Once our group met at the hotel we explored Ushuaia and nearby Tierra Del Fuego National Park. Time permitting I’d recommend spending a few days in Ushuaia before boarding your ship.
Day 2: We Embark! Our ship to Antarctica was the Orlova. She’s been decommissioned since my trip, but she was able to carry 110 guests and 70 crew when she was in service.
Day 3-4 Crossing the Drake Passage
We set sail for Antarctica by crossing the Drake Passage which takes two days. During these two days at sea, there’s plenty of time prepare for what you’ll see when you finally arrive in Antarctica. During the day you can learn about the history of Antarctic exploration, the different types of penguins you’ll encounter, glaciology and how climate change is impacting the ecosystem.
In the evening we watched a mini series on Shackleton and I got to know my fellow adventurers better and spent time learning the ins and outs of my point and shoot camera.
Days 5-8 South Shetland Islands and the Antarctica Peninsula
Many people ask what to do once you get to Antarctica. There’s plenty to do and see once you reach the South Shetland islands and Antarctic peninsula.
Days 9-11 Cross the Drake Passage back to Ushuaia.
The crossing to Antarctica was fairly smooth, but the crossing to Ushuaia was very turbulent. At times during dinner we had to hold on to our plates and glasses and watched everything not held slide across our tables.
Things to do
- Zodiac Tours – weave in and out of icebergs observing wildlife and taking in the dazzling colors and shapes of glacial ice floating by.

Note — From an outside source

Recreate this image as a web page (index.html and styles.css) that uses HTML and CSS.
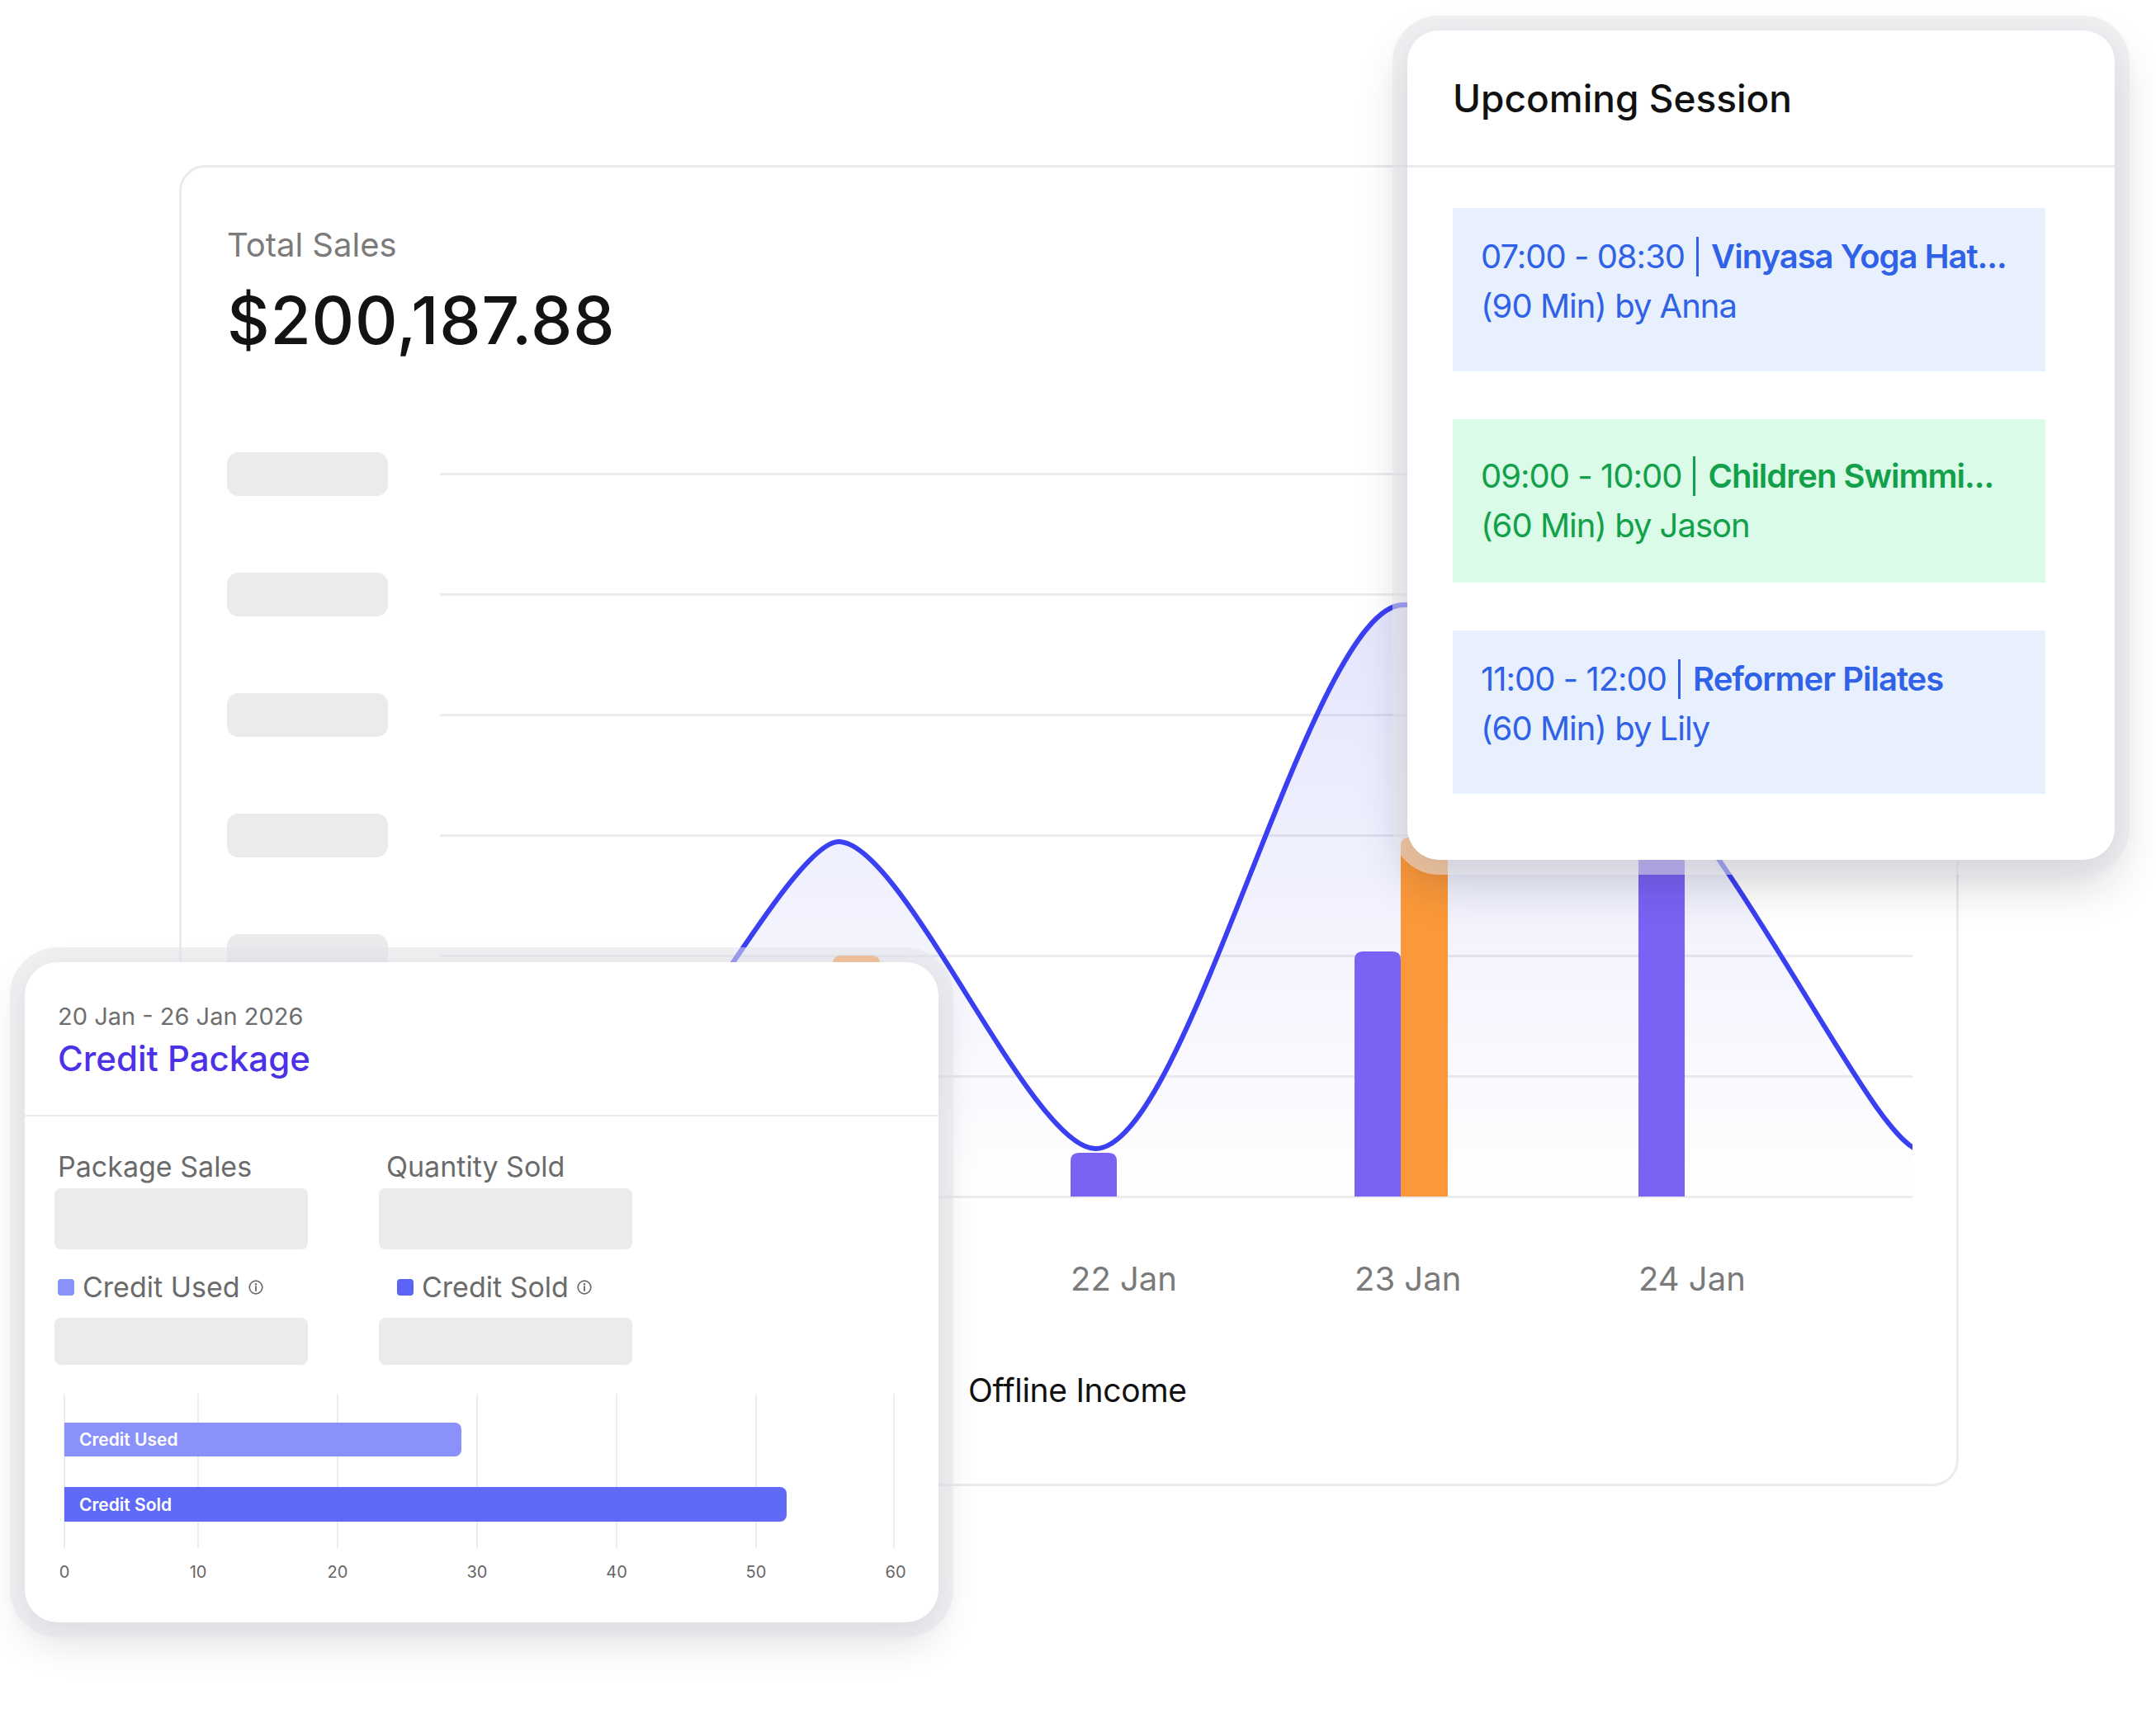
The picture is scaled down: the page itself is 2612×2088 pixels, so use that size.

- Wildlife Photography – whales, seals and penguins are bountiful and easy to spot.
- Polar Plunge at Deception Island
- Iceberg Photography
- Visit a research station
Palmer Station is one of 70 permanent research stations scattered across Antarctica.
Types of penguins you may see
Chinstrap – can be found on various islands and beaches in the Shetland Islands and Antarctica. It’s name comes from a narrow black line under its head, which looks like it’s wearing a black helmet.
Gentoo – can be identified by a wide, white band across the top of its head that resembles a bonnet, and a bright orange/red beak. It also has whitish-pink, webbed feet and a prominent tail – the longest tail of all penguin species.
Adelie – only found in Antarctica, its the most common type of penguin along with the Emperor penguin. It has a white ring around its eye and its’ bill is mostly covered by black feathers, leaving only the tip exposed.
Emperor – the tallest and heaviest type of penguin. Feathers on the head and back are black and sharply contrast from their white belly, pale-yellow breast and bright-yellow ear patches.
I highly recommend a visit to Antarctica if your time and budget allows it. It’s like visiting another planet and the experiences and sight you will have will be once in a lifetime treasured memories.